WRITTEN EXERCISE: Write the data out again exactly, dropping any images it holds.

+---+

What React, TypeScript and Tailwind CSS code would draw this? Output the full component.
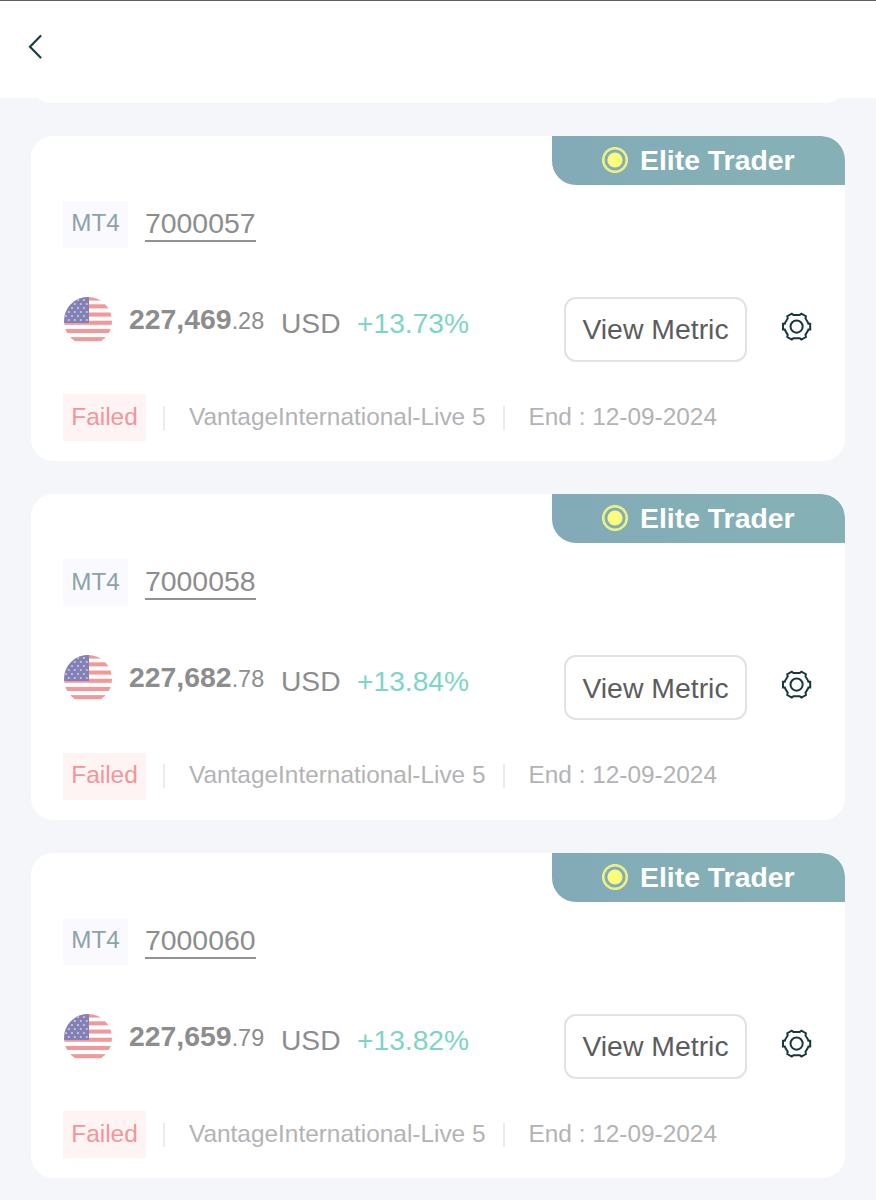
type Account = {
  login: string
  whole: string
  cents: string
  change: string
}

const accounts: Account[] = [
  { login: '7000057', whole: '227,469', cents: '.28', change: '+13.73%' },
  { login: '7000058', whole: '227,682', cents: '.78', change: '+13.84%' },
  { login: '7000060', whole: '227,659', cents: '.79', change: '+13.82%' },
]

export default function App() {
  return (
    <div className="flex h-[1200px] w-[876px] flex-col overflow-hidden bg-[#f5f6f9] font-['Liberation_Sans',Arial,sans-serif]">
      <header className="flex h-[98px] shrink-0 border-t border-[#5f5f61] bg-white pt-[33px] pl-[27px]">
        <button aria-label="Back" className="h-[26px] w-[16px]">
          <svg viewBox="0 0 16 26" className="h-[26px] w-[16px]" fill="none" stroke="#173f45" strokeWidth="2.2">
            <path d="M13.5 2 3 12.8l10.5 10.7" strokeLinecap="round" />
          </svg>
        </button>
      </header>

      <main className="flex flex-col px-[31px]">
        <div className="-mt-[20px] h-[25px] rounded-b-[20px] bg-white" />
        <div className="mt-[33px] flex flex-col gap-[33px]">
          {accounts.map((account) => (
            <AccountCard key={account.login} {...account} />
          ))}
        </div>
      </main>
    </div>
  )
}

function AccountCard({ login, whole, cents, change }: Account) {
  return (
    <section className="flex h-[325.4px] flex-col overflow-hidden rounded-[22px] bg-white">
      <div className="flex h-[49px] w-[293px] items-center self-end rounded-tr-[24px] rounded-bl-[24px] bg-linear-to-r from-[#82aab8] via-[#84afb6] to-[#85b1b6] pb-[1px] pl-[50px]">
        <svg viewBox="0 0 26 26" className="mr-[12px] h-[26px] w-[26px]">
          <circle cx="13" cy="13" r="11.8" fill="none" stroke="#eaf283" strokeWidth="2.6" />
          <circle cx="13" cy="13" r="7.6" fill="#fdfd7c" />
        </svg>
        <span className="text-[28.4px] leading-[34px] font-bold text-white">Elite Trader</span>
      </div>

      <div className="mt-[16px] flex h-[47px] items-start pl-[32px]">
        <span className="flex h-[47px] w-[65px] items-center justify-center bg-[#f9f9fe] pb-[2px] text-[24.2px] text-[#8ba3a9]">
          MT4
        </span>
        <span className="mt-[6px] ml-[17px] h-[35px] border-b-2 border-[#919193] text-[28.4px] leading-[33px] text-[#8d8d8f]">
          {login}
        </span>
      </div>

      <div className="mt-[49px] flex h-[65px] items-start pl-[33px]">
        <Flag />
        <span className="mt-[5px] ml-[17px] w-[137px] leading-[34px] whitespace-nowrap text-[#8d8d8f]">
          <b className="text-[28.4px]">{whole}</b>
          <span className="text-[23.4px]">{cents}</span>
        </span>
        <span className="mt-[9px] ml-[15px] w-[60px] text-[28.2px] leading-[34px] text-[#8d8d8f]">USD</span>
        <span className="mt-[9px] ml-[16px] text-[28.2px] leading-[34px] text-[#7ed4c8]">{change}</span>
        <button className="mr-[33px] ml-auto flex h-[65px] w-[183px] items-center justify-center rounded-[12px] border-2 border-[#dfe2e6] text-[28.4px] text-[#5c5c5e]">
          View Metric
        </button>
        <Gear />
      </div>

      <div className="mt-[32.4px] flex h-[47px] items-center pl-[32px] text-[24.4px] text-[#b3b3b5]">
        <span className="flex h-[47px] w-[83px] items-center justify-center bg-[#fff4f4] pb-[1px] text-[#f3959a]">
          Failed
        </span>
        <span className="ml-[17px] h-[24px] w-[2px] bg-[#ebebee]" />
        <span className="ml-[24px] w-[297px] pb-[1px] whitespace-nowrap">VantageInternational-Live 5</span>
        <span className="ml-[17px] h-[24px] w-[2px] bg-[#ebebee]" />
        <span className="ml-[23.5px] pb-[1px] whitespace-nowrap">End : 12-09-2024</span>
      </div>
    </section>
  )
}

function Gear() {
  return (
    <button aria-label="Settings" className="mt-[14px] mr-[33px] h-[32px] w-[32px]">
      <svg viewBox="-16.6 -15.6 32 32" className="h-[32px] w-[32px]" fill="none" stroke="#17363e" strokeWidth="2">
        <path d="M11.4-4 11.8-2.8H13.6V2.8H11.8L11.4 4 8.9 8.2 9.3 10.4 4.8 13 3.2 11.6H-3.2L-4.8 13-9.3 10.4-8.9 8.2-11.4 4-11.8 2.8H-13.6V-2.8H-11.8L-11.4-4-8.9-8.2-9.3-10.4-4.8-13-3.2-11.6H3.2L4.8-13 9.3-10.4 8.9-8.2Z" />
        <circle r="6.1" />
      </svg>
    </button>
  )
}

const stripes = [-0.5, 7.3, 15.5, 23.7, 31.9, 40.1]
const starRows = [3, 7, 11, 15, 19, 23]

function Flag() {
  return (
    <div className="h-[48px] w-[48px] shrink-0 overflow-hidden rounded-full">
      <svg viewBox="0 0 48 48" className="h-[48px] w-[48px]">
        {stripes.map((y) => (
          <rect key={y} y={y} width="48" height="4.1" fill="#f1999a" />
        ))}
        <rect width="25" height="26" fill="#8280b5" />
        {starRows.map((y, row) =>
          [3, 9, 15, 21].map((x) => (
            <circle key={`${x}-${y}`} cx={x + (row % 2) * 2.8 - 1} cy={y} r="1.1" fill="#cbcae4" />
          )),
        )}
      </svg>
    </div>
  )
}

+---+

THE RESULT:
What React, TypeScript and Tailwind CSS code would draw this? Output the full component.
type Account = {
  login: string
  whole: string
  cents: string
  change: string
}

const accounts: Account[] = [
  { login: '7000057', whole: '227,469', cents: '.28', change: '+13.73%' },
  { login: '7000058', whole: '227,682', cents: '.78', change: '+13.84%' },
  { login: '7000060', whole: '227,659', cents: '.79', change: '+13.82%' },
]

export default function App() {
  return (
    <div className="flex h-[1200px] w-[876px] flex-col overflow-hidden bg-[#f5f6f9] font-['Liberation_Sans',Arial,sans-serif]">
      <header className="flex h-[98px] shrink-0 border-t border-[#5f5f61] bg-white pt-[33px] pl-[27px]">
        <button aria-label="Back" className="h-[26px] w-[16px]">
          <svg viewBox="0 0 16 26" className="h-[26px] w-[16px]" fill="none" stroke="#173f45" strokeWidth="2.2">
            <path d="M13.5 2 3 12.8l10.5 10.7" strokeLinecap="round" />
          </svg>
        </button>
      </header>

      <main className="flex flex-col px-[31px]">
        <div className="-mt-[20px] h-[25px] rounded-b-[20px] bg-white" />
        <div className="mt-[33px] flex flex-col gap-[33px]">
          {accounts.map((account) => (
            <AccountCard key={account.login} {...account} />
          ))}
        </div>
      </main>
    </div>
  )
}

function AccountCard({ login, whole, cents, change }: Account) {
  return (
    <section className="flex h-[325.4px] flex-col overflow-hidden rounded-[22px] bg-white">
      <div className="flex h-[49px] w-[293px] items-center self-end rounded-tr-[24px] rounded-bl-[24px] bg-linear-to-r from-[#82aab8] via-[#84afb6] to-[#85b1b6] pb-[1px] pl-[50px]">
        <svg viewBox="0 0 26 26" className="mr-[12px] h-[26px] w-[26px]">
          <circle cx="13" cy="13" r="11.8" fill="none" stroke="#eaf283" strokeWidth="2.6" />
          <circle cx="13" cy="13" r="7.6" fill="#fdfd7c" />
        </svg>
        <span className="text-[28.4px] leading-[34px] font-bold text-white">Elite Trader</span>
      </div>

      <div className="mt-[16px] flex h-[47px] items-start pl-[32px]">
        <span className="flex h-[47px] w-[65px] items-center justify-center bg-[#f9f9fe] pb-[2px] text-[24.2px] text-[#8ba3a9]">
          MT4
        </span>
        <span className="mt-[6px] ml-[17px] h-[35px] border-b-2 border-[#919193] text-[28.4px] leading-[33px] text-[#8d8d8f]">
          {login}
        </span>
      </div>

      <div className="mt-[49px] flex h-[65px] items-start pl-[33px]">
        <Flag />
        <span className="mt-[5px] ml-[17px] w-[137px] leading-[34px] whitespace-nowrap text-[#8d8d8f]">
          <b className="text-[28.4px]">{whole}</b>
          <span className="text-[23.4px]">{cents}</span>
        </span>
        <span className="mt-[9px] ml-[15px] w-[60px] text-[28.2px] leading-[34px] text-[#8d8d8f]">USD</span>
        <span className="mt-[9px] ml-[16px] text-[28.2px] leading-[34px] text-[#7ed4c8]">{change}</span>
        <button className="mr-[33px] ml-auto flex h-[65px] w-[183px] items-center justify-center rounded-[12px] border-2 border-[#dfe2e6] text-[28.4px] text-[#5c5c5e]">
          View Metric
        </button>
        <Gear />
      </div>

      <div className="mt-[32.4px] flex h-[47px] items-center pl-[32px] text-[24.4px] text-[#b3b3b5]">
        <span className="flex h-[47px] w-[83px] items-center justify-center bg-[#fff4f4] pb-[1px] text-[#f3959a]">
          Failed
        </span>
        <span className="ml-[17px] h-[24px] w-[2px] bg-[#ebebee]" />
        <span className="ml-[24px] w-[297px] pb-[1px] whitespace-nowrap">VantageInternational-Live 5</span>
        <span className="ml-[17px] h-[24px] w-[2px] bg-[#ebebee]" />
        <span className="ml-[23.5px] pb-[1px] whitespace-nowrap">End : 12-09-2024</span>
      </div>
    </section>
  )
}

function Gear() {
  return (
    <button aria-label="Settings" className="mt-[14px] mr-[33px] h-[32px] w-[32px]">
      <svg viewBox="-16.6 -15.6 32 32" className="h-[32px] w-[32px]" fill="none" stroke="#17363e" strokeWidth="2">
        <path d="M11.4-4 11.8-2.8H13.6V2.8H11.8L11.4 4 8.9 8.2 9.3 10.4 4.8 13 3.2 11.6H-3.2L-4.8 13-9.3 10.4-8.9 8.2-11.4 4-11.8 2.8H-13.6V-2.8H-11.8L-11.4-4-8.9-8.2-9.3-10.4-4.8-13-3.2-11.6H3.2L4.8-13 9.3-10.4 8.9-8.2Z" />
        <circle r="6.1" />
      </svg>
    </button>
  )
}

const stripes = [-0.5, 7.3, 15.5, 23.7, 31.9, 40.1]
const starRows = [3, 7, 11, 15, 19, 23]

function Flag() {
  return (
    <div className="h-[48px] w-[48px] shrink-0 overflow-hidden rounded-full">
      <svg viewBox="0 0 48 48" className="h-[48px] w-[48px]">
        {stripes.map((y) => (
          <rect key={y} y={y} width="48" height="4.1" fill="#f1999a" />
        ))}
        <rect width="25" height="26" fill="#8280b5" />
        {starRows.map((y, row) =>
          [3, 9, 15, 21].map((x) => (
            <circle key={`${x}-${y}`} cx={x + (row % 2) * 2.8 - 1} cy={y} r="1.1" fill="#cbcae4" />
          )),
        )}
      </svg>
    </div>
  )
}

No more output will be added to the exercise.